• _Instructions for the task_
Tally up how many lines in the listing below contain the string "styles", and give only the total.
[START Recorded data]
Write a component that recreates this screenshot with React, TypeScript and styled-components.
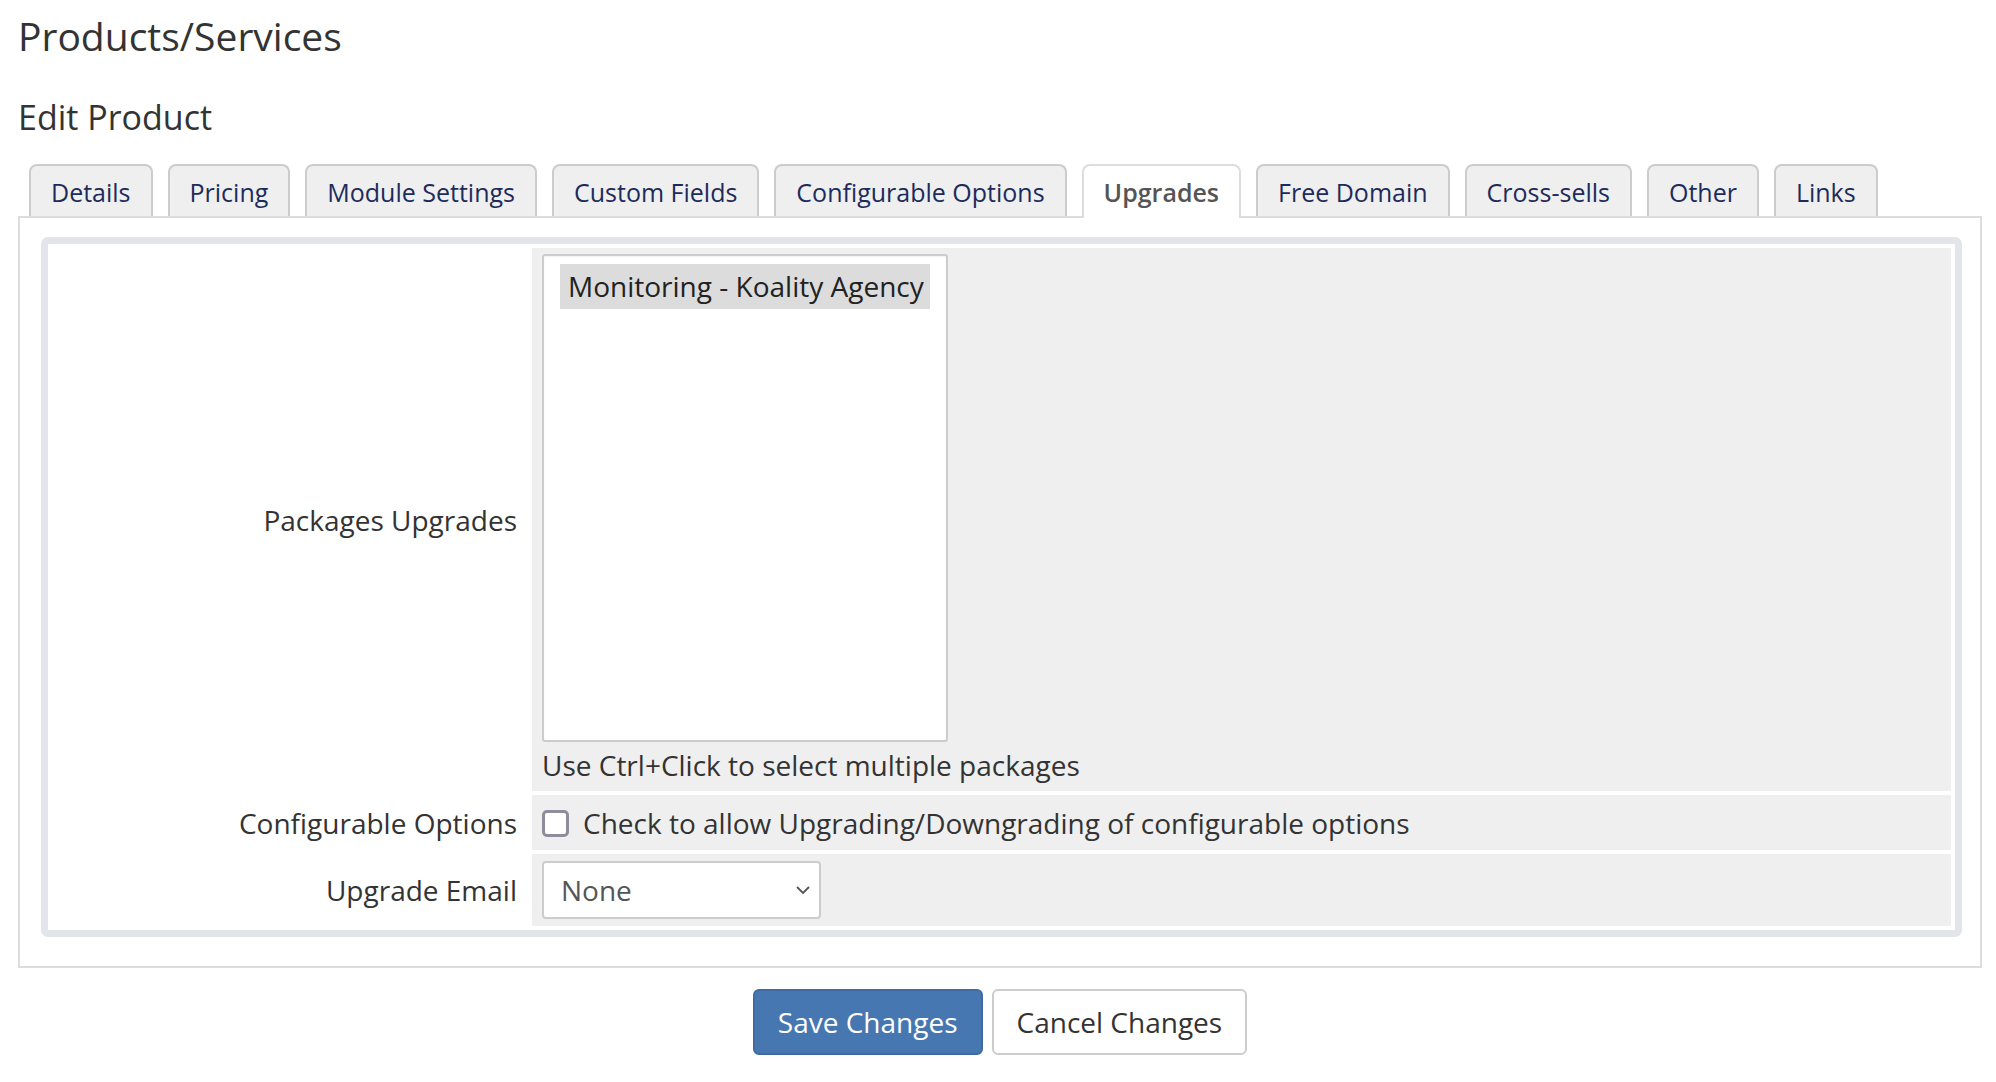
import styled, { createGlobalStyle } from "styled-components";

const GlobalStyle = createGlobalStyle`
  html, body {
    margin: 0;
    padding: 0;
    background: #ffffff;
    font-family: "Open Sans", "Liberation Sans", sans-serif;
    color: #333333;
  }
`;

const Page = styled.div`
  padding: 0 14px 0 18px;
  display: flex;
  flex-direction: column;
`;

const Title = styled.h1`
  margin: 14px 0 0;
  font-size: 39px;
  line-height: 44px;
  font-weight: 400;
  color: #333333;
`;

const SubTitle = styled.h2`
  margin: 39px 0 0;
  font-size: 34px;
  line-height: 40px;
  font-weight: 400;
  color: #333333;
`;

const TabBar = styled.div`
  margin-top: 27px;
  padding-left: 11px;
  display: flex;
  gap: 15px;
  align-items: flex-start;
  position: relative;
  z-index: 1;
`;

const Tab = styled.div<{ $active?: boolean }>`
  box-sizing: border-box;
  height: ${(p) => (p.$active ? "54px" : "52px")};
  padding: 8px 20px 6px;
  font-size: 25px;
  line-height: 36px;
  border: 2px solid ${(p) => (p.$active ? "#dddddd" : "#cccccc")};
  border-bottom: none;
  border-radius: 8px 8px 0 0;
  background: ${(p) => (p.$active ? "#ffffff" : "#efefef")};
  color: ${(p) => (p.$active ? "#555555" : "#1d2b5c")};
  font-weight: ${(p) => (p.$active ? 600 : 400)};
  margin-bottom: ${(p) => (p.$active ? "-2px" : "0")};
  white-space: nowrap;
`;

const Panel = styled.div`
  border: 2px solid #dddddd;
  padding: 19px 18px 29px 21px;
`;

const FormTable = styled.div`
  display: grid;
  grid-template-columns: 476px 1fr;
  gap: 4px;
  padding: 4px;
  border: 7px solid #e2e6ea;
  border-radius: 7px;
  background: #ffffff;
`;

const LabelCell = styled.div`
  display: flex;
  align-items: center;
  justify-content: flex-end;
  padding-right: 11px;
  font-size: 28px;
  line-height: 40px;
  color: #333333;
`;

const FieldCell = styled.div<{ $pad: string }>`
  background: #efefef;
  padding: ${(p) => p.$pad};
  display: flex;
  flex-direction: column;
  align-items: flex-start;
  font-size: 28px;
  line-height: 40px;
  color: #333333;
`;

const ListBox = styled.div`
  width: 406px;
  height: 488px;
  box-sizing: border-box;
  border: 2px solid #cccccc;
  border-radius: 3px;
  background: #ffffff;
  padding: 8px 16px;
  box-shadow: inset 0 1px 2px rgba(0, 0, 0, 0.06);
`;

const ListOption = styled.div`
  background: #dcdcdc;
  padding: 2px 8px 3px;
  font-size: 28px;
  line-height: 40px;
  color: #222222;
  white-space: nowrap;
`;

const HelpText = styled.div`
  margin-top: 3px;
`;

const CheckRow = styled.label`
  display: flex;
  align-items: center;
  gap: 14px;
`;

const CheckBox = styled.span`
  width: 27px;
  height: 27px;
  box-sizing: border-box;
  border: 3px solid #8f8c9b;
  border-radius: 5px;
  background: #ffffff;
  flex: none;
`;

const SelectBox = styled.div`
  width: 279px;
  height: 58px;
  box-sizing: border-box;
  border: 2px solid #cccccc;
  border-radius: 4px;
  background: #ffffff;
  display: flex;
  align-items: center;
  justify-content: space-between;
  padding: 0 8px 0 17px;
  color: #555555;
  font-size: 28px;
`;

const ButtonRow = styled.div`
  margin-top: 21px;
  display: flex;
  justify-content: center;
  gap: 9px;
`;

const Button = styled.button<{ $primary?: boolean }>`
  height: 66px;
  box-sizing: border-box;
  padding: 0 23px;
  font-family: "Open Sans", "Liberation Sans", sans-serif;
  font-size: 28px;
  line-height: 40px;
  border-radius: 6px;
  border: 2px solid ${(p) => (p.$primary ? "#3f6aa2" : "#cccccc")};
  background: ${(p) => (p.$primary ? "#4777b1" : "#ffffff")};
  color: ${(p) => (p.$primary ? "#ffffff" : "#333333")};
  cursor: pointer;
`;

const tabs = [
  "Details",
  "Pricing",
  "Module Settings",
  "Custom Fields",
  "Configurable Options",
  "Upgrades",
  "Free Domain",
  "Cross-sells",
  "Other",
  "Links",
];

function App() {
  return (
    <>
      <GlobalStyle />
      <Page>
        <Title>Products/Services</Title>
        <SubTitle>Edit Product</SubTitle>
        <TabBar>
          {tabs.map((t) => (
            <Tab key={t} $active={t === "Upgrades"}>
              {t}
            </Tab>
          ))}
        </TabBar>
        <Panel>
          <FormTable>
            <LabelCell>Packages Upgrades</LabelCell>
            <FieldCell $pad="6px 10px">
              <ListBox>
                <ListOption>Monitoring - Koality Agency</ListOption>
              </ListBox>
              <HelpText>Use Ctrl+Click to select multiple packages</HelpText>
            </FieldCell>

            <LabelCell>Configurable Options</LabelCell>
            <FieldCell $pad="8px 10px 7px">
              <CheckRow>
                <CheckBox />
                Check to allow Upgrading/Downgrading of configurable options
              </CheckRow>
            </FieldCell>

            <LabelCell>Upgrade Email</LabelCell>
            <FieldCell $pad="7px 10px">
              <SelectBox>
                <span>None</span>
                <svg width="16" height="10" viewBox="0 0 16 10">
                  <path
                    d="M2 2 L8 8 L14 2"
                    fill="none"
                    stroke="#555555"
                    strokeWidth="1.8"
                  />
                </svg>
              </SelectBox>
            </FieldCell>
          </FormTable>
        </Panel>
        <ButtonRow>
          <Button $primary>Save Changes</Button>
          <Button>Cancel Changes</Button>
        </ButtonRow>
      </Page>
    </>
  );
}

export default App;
[END Recorded data]
[START Recorded data]
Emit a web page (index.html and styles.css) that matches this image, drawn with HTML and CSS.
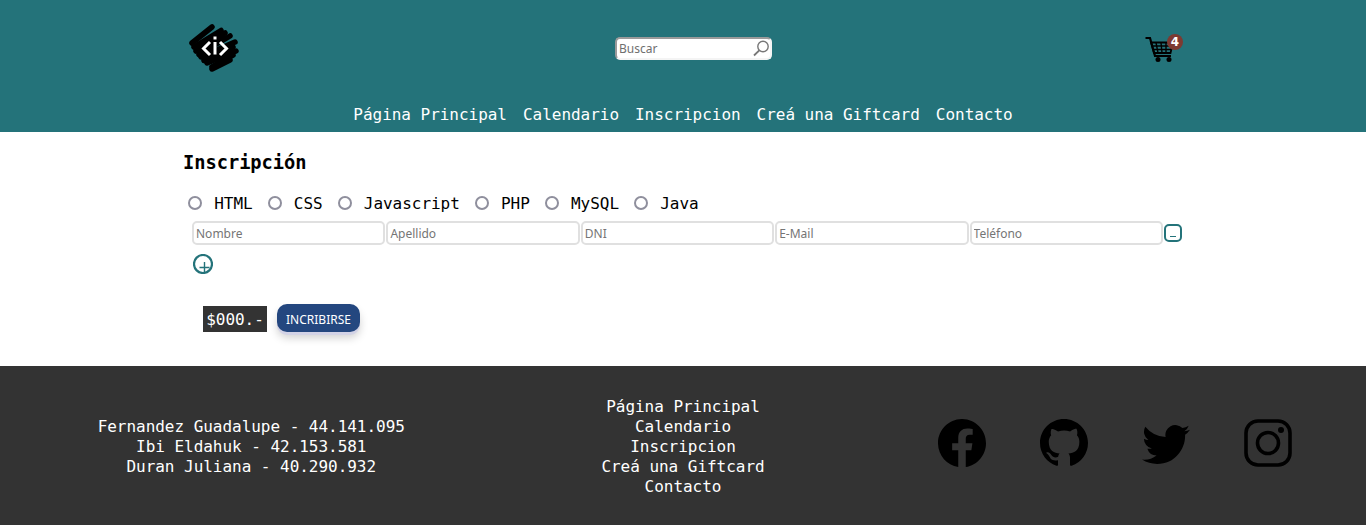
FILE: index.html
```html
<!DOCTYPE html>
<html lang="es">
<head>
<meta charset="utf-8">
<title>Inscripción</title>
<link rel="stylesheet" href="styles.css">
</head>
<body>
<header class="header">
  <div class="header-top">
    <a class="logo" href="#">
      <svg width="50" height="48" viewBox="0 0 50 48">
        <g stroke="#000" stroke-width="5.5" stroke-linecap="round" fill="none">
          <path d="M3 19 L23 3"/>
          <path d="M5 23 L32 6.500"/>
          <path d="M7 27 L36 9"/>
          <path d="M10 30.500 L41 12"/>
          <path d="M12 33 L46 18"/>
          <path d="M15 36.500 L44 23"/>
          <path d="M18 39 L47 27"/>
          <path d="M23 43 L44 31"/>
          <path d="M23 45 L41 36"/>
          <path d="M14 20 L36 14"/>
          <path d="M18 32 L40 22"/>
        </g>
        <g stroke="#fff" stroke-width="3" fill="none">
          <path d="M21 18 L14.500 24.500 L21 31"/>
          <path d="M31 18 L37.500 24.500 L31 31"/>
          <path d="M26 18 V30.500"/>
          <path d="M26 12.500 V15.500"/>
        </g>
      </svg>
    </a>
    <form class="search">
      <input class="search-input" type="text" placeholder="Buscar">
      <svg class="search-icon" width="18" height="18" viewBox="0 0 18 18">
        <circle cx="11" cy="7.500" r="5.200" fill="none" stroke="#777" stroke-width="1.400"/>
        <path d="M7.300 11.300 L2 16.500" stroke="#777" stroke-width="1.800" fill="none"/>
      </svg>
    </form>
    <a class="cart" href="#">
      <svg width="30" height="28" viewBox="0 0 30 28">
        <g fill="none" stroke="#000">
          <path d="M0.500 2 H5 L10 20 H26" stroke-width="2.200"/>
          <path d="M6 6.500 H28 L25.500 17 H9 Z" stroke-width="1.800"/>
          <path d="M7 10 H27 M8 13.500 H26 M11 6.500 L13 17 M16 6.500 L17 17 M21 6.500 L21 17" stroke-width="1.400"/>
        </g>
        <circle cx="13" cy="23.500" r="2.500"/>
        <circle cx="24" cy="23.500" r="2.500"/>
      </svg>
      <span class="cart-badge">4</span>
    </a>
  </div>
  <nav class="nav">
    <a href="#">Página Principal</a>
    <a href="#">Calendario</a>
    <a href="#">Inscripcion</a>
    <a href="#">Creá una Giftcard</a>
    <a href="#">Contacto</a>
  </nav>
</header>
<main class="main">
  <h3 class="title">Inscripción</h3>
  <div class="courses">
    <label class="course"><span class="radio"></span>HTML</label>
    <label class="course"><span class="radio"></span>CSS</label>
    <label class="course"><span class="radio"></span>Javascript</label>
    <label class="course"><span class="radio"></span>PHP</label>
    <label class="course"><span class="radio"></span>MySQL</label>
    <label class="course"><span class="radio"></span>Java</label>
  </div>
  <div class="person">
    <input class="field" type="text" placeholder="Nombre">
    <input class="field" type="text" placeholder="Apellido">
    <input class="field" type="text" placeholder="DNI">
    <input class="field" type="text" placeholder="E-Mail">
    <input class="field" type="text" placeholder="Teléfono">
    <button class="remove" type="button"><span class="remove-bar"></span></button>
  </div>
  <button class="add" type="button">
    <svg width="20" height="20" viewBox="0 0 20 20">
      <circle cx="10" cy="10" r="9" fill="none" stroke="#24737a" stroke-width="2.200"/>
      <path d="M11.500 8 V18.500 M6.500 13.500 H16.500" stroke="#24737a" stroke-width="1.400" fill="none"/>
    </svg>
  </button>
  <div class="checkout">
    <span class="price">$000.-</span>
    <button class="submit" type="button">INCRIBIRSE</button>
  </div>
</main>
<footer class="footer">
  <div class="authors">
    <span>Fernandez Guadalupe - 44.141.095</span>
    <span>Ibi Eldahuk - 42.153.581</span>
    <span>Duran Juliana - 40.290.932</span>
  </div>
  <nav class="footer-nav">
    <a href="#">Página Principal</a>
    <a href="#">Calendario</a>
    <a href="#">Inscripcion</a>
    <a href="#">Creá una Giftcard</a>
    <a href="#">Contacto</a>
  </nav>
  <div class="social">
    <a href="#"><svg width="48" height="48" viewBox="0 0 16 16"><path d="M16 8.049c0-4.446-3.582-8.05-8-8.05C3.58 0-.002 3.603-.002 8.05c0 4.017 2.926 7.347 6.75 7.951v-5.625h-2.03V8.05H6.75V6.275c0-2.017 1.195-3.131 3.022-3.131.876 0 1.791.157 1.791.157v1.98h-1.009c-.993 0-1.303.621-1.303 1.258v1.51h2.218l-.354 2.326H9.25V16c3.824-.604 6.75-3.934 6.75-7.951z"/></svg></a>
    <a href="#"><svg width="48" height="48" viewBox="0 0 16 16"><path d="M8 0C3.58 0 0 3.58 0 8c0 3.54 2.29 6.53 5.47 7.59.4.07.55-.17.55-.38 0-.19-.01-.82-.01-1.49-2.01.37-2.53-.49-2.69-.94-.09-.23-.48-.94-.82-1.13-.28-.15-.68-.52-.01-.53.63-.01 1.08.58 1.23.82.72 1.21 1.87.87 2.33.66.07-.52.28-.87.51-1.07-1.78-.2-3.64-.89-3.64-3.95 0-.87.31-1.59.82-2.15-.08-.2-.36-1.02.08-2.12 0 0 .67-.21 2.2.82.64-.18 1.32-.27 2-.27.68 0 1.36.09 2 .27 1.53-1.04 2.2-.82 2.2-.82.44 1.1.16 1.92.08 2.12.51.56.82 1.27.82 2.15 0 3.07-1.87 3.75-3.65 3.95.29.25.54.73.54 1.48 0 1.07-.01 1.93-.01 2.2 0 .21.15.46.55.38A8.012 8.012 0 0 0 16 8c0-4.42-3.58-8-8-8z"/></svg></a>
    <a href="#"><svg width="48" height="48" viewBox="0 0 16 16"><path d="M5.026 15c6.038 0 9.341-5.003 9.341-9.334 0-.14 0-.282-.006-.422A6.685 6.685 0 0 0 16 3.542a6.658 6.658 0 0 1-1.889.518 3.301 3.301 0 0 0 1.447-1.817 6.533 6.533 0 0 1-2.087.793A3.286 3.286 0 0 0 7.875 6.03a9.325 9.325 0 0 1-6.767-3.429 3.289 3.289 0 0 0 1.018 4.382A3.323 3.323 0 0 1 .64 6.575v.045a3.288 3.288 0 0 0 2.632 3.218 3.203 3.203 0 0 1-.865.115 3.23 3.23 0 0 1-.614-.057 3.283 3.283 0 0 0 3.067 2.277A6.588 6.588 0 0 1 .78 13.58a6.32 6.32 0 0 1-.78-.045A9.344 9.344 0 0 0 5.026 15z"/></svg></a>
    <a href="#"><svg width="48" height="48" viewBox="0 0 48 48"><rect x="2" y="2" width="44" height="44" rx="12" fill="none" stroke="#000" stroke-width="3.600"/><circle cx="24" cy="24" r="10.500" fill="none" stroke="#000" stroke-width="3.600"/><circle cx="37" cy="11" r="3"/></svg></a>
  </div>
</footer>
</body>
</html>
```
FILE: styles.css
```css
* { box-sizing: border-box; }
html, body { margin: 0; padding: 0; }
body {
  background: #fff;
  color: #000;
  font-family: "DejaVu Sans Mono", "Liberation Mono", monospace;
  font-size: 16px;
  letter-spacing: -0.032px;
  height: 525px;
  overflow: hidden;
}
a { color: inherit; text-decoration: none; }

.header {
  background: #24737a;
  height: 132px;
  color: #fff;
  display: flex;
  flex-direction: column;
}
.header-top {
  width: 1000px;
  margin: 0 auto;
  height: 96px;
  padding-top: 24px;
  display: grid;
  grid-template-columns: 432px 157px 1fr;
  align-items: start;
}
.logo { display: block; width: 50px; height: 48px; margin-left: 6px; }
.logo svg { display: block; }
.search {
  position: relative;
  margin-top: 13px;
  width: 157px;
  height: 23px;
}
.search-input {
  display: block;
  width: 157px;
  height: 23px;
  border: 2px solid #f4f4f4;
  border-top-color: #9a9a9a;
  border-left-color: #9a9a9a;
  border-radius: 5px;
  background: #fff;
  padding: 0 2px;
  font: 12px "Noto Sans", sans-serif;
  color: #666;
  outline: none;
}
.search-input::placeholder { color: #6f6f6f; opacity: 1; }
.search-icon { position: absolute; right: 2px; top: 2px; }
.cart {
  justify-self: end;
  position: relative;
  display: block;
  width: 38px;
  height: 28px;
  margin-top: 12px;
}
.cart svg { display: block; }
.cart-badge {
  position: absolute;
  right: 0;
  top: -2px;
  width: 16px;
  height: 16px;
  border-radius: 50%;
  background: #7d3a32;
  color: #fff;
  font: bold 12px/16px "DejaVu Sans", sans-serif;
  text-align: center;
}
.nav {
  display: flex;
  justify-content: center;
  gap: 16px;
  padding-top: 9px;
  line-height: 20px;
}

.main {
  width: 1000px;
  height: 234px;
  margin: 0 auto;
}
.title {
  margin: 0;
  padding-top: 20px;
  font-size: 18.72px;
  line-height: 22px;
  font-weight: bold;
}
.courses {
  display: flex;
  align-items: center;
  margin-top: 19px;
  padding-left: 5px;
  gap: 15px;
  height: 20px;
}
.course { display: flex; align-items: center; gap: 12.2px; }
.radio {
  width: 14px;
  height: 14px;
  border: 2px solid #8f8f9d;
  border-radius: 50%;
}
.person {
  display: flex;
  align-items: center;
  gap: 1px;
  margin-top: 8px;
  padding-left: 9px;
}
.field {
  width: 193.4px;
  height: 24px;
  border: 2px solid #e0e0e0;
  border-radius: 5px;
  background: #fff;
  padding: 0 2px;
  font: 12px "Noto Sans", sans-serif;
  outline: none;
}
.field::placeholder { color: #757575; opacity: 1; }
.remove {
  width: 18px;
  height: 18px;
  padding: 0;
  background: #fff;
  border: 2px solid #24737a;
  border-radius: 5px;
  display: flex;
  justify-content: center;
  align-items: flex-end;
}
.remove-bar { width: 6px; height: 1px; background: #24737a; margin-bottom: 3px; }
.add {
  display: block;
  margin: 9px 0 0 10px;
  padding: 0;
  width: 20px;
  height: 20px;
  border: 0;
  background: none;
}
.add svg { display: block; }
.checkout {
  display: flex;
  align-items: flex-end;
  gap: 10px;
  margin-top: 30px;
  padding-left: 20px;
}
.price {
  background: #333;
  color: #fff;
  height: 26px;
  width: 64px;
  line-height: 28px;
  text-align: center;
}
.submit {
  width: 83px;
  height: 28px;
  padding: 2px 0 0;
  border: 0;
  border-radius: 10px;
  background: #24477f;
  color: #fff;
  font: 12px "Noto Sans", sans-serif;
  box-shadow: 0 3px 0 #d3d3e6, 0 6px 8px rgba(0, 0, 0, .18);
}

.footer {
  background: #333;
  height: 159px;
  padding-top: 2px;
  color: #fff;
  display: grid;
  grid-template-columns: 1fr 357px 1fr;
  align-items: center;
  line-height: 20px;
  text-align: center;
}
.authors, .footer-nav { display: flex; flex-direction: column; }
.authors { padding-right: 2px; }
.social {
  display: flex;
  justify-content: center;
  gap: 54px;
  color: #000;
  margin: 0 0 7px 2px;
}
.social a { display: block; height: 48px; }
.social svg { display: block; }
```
[END Recorded data]
• _Written response_
3